**Directive:** What is the number of lines in the data that hold the string "document"? Reply with that number only.

## start Extracted entries

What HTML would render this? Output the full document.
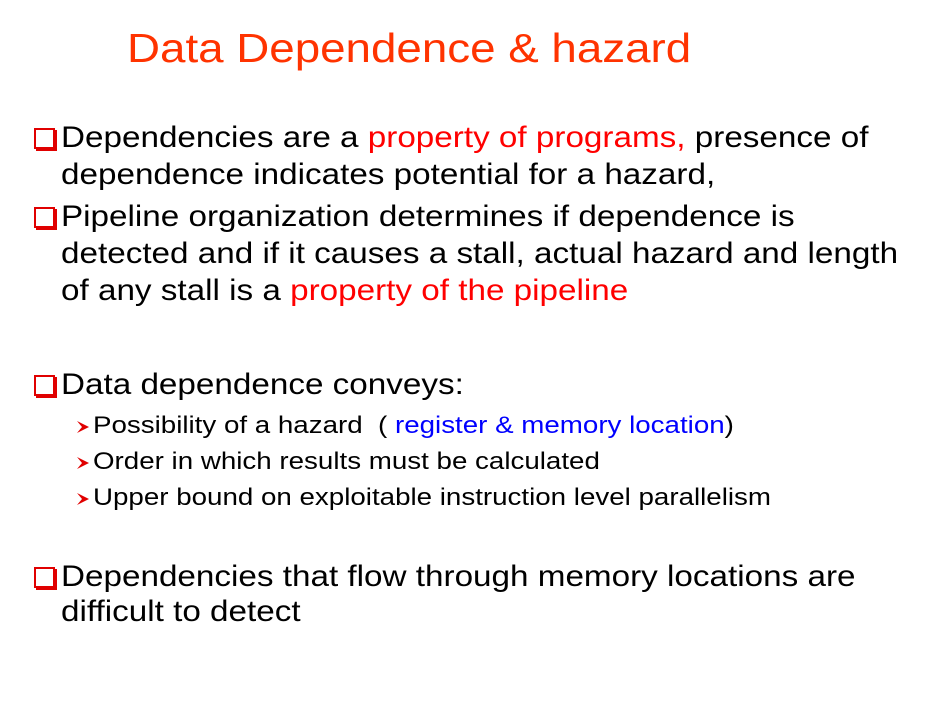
<!DOCTYPE html>
<html><head><meta charset="utf-8"><style>
body{margin:0;width:940px;height:706px;background:#fff;position:relative;overflow:hidden;font-family:"Liberation Sans",Arial,sans-serif;}
.l{position:absolute;white-space:nowrap;font-size:30px;line-height:36px;color:#000;transform:scaleX(1.108);transform-origin:0 0;}
.s{position:absolute;white-space:nowrap;font-size:24px;line-height:30px;color:#000;transform:scaleX(1.155);transform-origin:0 0;}
.r{color:#ff0000}.b{color:#0000ff}
.box{position:absolute;width:17px;height:17px;border:2px solid #e00000;box-shadow:2px 2px 0 #e00000;background:#fff;}
.arr{position:absolute;width:14px;height:14px;}
</style></head><body>
<div class="l" style="left:127px;top:24px;font-size:41px;line-height:48px;color:#ff3300;transform:scaleX(1.115);">Data Dependence &amp; hazard</div>

<div class="box" style="left:34px;top:128px"></div>
<div class="l" style="left:61px;top:120px">Dependencies are a <span class="r">property of programs,</span> presence of</div>
<div class="l" style="left:61px;top:157px">dependence indicates potential for a hazard,</div>

<div class="box" style="left:34px;top:207px"></div>
<div class="l" style="left:61px;top:199px">Pipeline organization determines if dependence is</div>
<div class="l" style="left:61px;top:236px">detected and if it causes a stall, actual hazard and length</div>
<div class="l" style="left:61px;top:273px">of any stall is a <span class="r">property of the pipeline</span></div>

<div class="box" style="left:34px;top:375px"></div>
<div class="l" style="left:61px;top:367px">Data dependence conveys:</div>

<svg class="arr" style="left:76px;top:420px" viewBox="0 0 14 14"><path d="M1 1L13 7L1 13L6 7Z" fill="#e00000"/></svg>
<div class="s" style="left:93px;top:411px">Possibility of a hazard&nbsp; ( <span class="b">register &amp; memory location</span>)</div>
<svg class="arr" style="left:76px;top:456px" viewBox="0 0 14 14"><path d="M1 1L13 7L1 13L6 7Z" fill="#e00000"/></svg>
<div class="s" style="left:93px;top:447px">Order in which results must be calculated</div>
<svg class="arr" style="left:76px;top:492px" viewBox="0 0 14 14"><path d="M1 1L13 7L1 13L6 7Z" fill="#e00000"/></svg>
<div class="s" style="left:93px;top:483px">Upper bound on exploitable instruction level parallelism</div>

<div class="box" style="left:34px;top:567px"></div>
<div class="l" style="left:61px;top:559px">Dependencies that flow through memory locations are</div>
<div class="l" style="left:61px;top:594px">difficult to detect</div>
</body></html>
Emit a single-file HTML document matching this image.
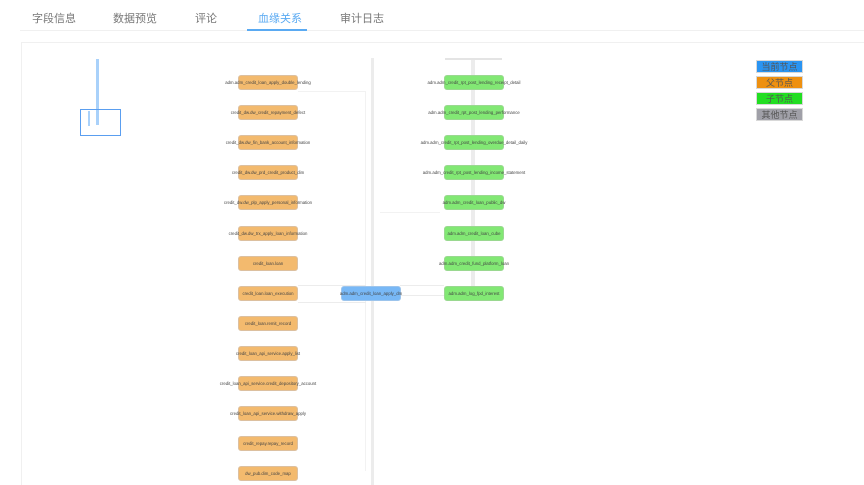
<!DOCTYPE html>
<html><head><meta charset="utf-8"><style>
body{margin:0;width:864px;height:485px;background:#fff;font-family:"Liberation Sans","Noto Sans CJK SC",sans-serif;position:relative;overflow:hidden}
.tab{position:absolute;top:10px;font-size:11px;color:#777}
.panel{position:absolute;left:21px;top:42px;right:0;bottom:0;border:1px solid #f0f0f0;border-right:none;border-bottom:none}
.n{position:absolute;width:60px;height:15px;border-radius:3px;box-sizing:border-box;font-size:4.3px;color:#444;line-height:14px;text-align:center;white-space:nowrap;overflow:visible;display:flex;justify-content:center}
.o{background:#f3ba6e;border:1px solid #dcc0a0}
.g{background:#82e874;border:1px solid #9ad890}
.b{background:#78b8f6;border:1px solid #9cc4ec}
.l{position:absolute;background:#ececec}
.lg{position:absolute;left:756px;width:47px;height:13px;font-size:9px;line-height:13px;text-align:center;color:#555;border:1px solid #d8d8d8;box-sizing:border-box}
</style></head><body>
<div class="tab" style="left:32px">字段信息</div>
<div class="tab" style="left:113px">数据预览</div>
<div class="tab" style="left:195px">评论</div>
<div class="tab" style="left:258px;color:#5aaaf2">血缘关系</div>
<div class="tab" style="left:340px">审计日志</div>
<div style="position:absolute;left:20px;right:0;top:30px;height:1px;background:#f0f0f0"></div>
<div style="position:absolute;left:247px;width:60px;top:29px;height:2px;background:#5aaaf2"></div>
<div class="panel"></div>
<div style="position:absolute;left:96px;top:59px;width:3px;height:66px;background:#a9d1fa"></div>
<div style="position:absolute;left:80px;top:109px;width:39px;height:25px;border:1.5px solid #5a9ef0"></div>
<div style="position:absolute;left:88px;top:111px;width:2px;height:15px;background:#a9d1fa"></div>
<div class="l" style="left:371px;top:58px;width:3px;height:427px"></div>
<div class="l" style="left:471px;top:58px;width:4px;height:235px"></div>
<div class="l" style="left:445px;top:58px;width:57px;height:2px;background:#e4e4e4"></div>
<div class="l" style="left:298px;top:91px;width:68px;height:1px;background:#f2f2f2"></div>
<div class="l" style="left:365px;top:91px;width:1px;height:380px;background:#f2f2f2"></div>
<div class="l" style="left:298px;top:285px;width:68px;height:1px"></div>
<div class="l" style="left:298px;top:302px;width:68px;height:1px"></div>
<div class="l" style="left:380px;top:212px;width:60px;height:1px;background:#f2f2f2"></div>
<div class="l" style="left:400px;top:285px;width:44px;height:1px"></div>
<div class="l" style="left:400px;top:295px;width:44px;height:1px"></div>
<div class="n o" style="left:238px;top:75px">adm.adm_credit_loan_apply_double_lending</div>
<div class="n o" style="left:238px;top:105px">credit_dw.dw_credit_repayment_defect</div>
<div class="n o" style="left:238px;top:135px">credit_dw.dw_fin_bank_account_information</div>
<div class="n o" style="left:238px;top:165px">credit_dw.dw_prd_credit_product_dim</div>
<div class="n o" style="left:238px;top:195px">credit_dw.dw_plp_apply_personal_information</div>
<div class="n o" style="left:238px;top:226px">credit_dw.dw_trx_apply_loan_information</div>
<div class="n o" style="left:238px;top:256px">credit_loan.loan</div>
<div class="n o" style="left:238px;top:286px">credit_loan.loan_execution</div>
<div class="n o" style="left:238px;top:316px">credit_loan.remit_record</div>
<div class="n o" style="left:238px;top:346px">credit_loan_api_service.apply_list</div>
<div class="n o" style="left:238px;top:376px">credit_loan_api_service.credit_depository_account</div>
<div class="n o" style="left:238px;top:406px">credit_loan_api_service.withdraw_apply</div>
<div class="n o" style="left:238px;top:436px">credit_repay.repay_record</div>
<div class="n o" style="left:238px;top:466px">dw_pub.dim_code_map</div>
<div class="n b" style="left:341px;top:286px">adm.adm_credit_loan_apply_dm</div>
<div class="n g" style="left:444px;top:75px">adm.adm_credit_rpt_post_lending_receipt_detail</div>
<div class="n g" style="left:444px;top:105px">adm.adm_credit_rpt_post_lending_performance</div>
<div class="n g" style="left:444px;top:135px">adm.adm_credit_rpt_post_lending_overdue_detail_daily</div>
<div class="n g" style="left:444px;top:165px">adm.adm_credit_rpt_post_lending_income_statement</div>
<div class="n g" style="left:444px;top:195px">adm.adm_credit_loan_public_dw</div>
<div class="n g" style="left:444px;top:226px">adm.adm_credit_loan_cube</div>
<div class="n g" style="left:444px;top:256px">adm.adm_credit_fund_platform_loan</div>
<div class="n g" style="left:444px;top:286px">adm.adm_log_fpd_interest</div>
<div class="lg" style="top:60px;background:#2a94f2">当前节点</div>
<div class="lg" style="top:76px;background:#ee9010">父节点</div>
<div class="lg" style="top:92px;background:#22de22">子节点</div>
<div class="lg" style="top:108px;background:#a0a0a8">其他节点</div>
</body></html>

## end Extracted entries

**Result for this exercise:** 2